How to Choose Lawyers in Dubai Without Wasting Money
If you're staring at a contract dispute, an unpaid invoice, or a divorce file and Googling "lawyers Dubai" at 11pm — pause. The lawyer you pick in the next 48 hours will shape your costs, your timeline, and frankly, whether you win. Here's how to do it properly.
Quick answer
Lawyers in Dubai split into two camps: UAE-licensed advocates with rights of audience before Dubai Courts (Arabic litigation), and legal consultants who advise but can't appear in onshore court. For DIFC matters, you need a firm registered with the DIFC Courts. Hourly rates run AED 800–2,500 for mid-tier, AED 2,500–4,500+ for senior partners at international firms (2024 market). Always check the licence on the Dubai Legal Affairs Department register before you transfer a fil.
What "lawyer" actually means in Dubai
The word gets thrown around loosely. It shouldn't be.
A UAE National Advocate is the only person who can sign pleadings and appear before the onshore Dubai Courts of First Instance, Appeal, and Cassation. Federal Law No. 23 of 1991 on the Legal Profession (as amended by Federal Decree-Law No. 34 of 2022) reserves court audience to advocates registered with the Ministry of Justice and holding the relevant licence from the Dubai Legal Affairs Department (DLAD).
Legal consultants — including most foreign-qualified lawyers at international firms — can draft, advise, negotiate, and run arbitrations. They cannot stand up in onshore court. Most large firms in Dubai pair a foreign-qualified partner with a UAE advocate for litigation files. That's normal. That's also why your bill has two names on it.

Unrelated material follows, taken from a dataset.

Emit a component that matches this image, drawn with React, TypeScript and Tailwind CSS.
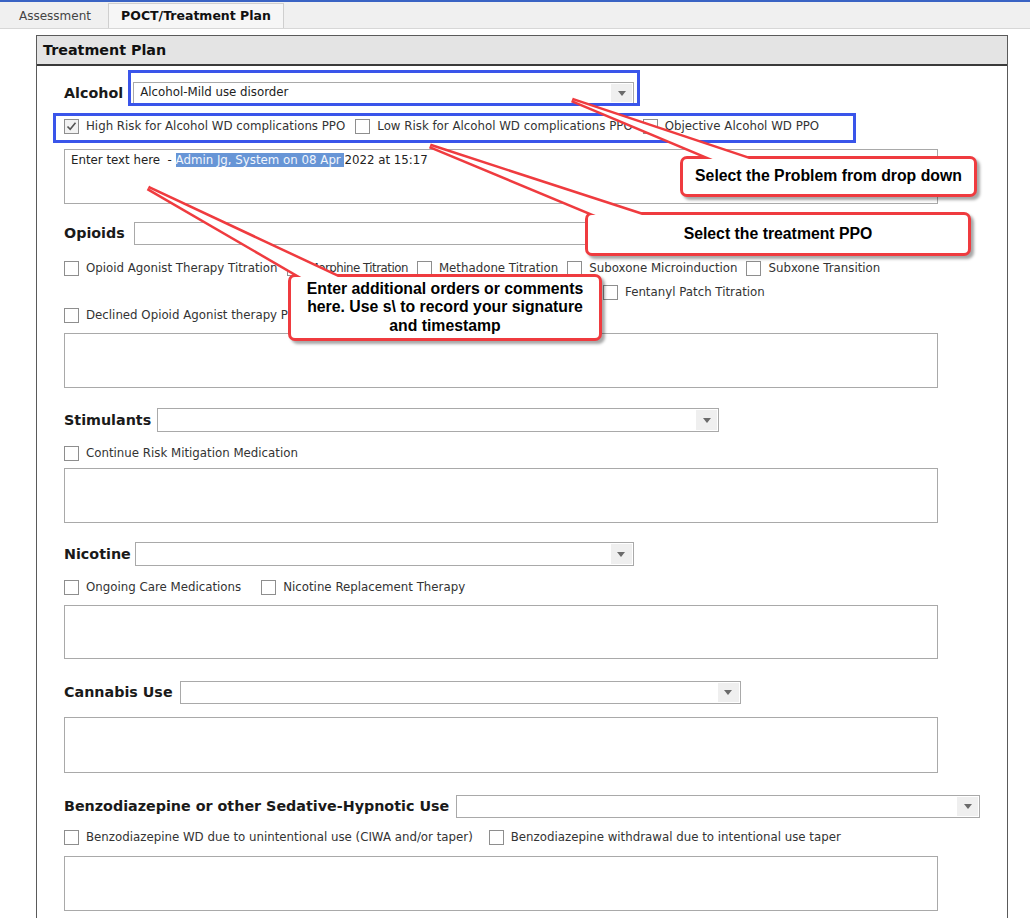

DIFC and ADGM are different planets. The Dubai International Financial Centre (DIFC) Courts apply English-language common law and accept registered practitioners — including solo barristers — listed on the DIFC Courts' Part I and Part II registers.
Match the lawyer to the forum. Don't hire a brilliant DIFC litigator for a Dubai Courts labour claim.
How to verify a lawyer's licence in 90 seconds
Most clients skip this. They shouldn't.
Go to the Dubai Legal Affairs Department website (legal.dubai.gov.ae) and use the "Roll of Practising Lawyers and Legal Consultants" search. Type the name. You should see a licence number, expiry date, and firm. If the name doesn't appear — walk away. If the licence is expired — walk away faster.
For DIFC Courts work, check the Academy of Law register at difccourts.ae. For arbitration counsel, ask which institutions they're listed with: DIAC, ICC, LCIA, DIFC-LCIA (now reformed into DIAC under Decree No. 34 of 2021).
Watch out: "Legal services" companies operating out of business centres on Sheikh Zayed Road sometimes employ unlicensed paralegals who draft pleadings under a friend's licence. If your "lawyer" can't produce a current DLAD card, your case is exposed and so is your money.
What lawyers in Dubai actually cost
Let's be specific because the brochures aren't.
Hourly rates (2024 market, AED):
- Junior associate (1–3 years PQE): 700–1,200
- Senior associate: 1,400–2,200
- Local partner: 2,000–3,500
- Senior partner at international firm: 3,500–4,800
Fixed fees commonly seen:
- Standard employment termination advice + MOHRE complaint drafting: AED 3,500–8,000 (MOHRE = Ministry of Human Resources and Emiratisation, the federal labour regulator)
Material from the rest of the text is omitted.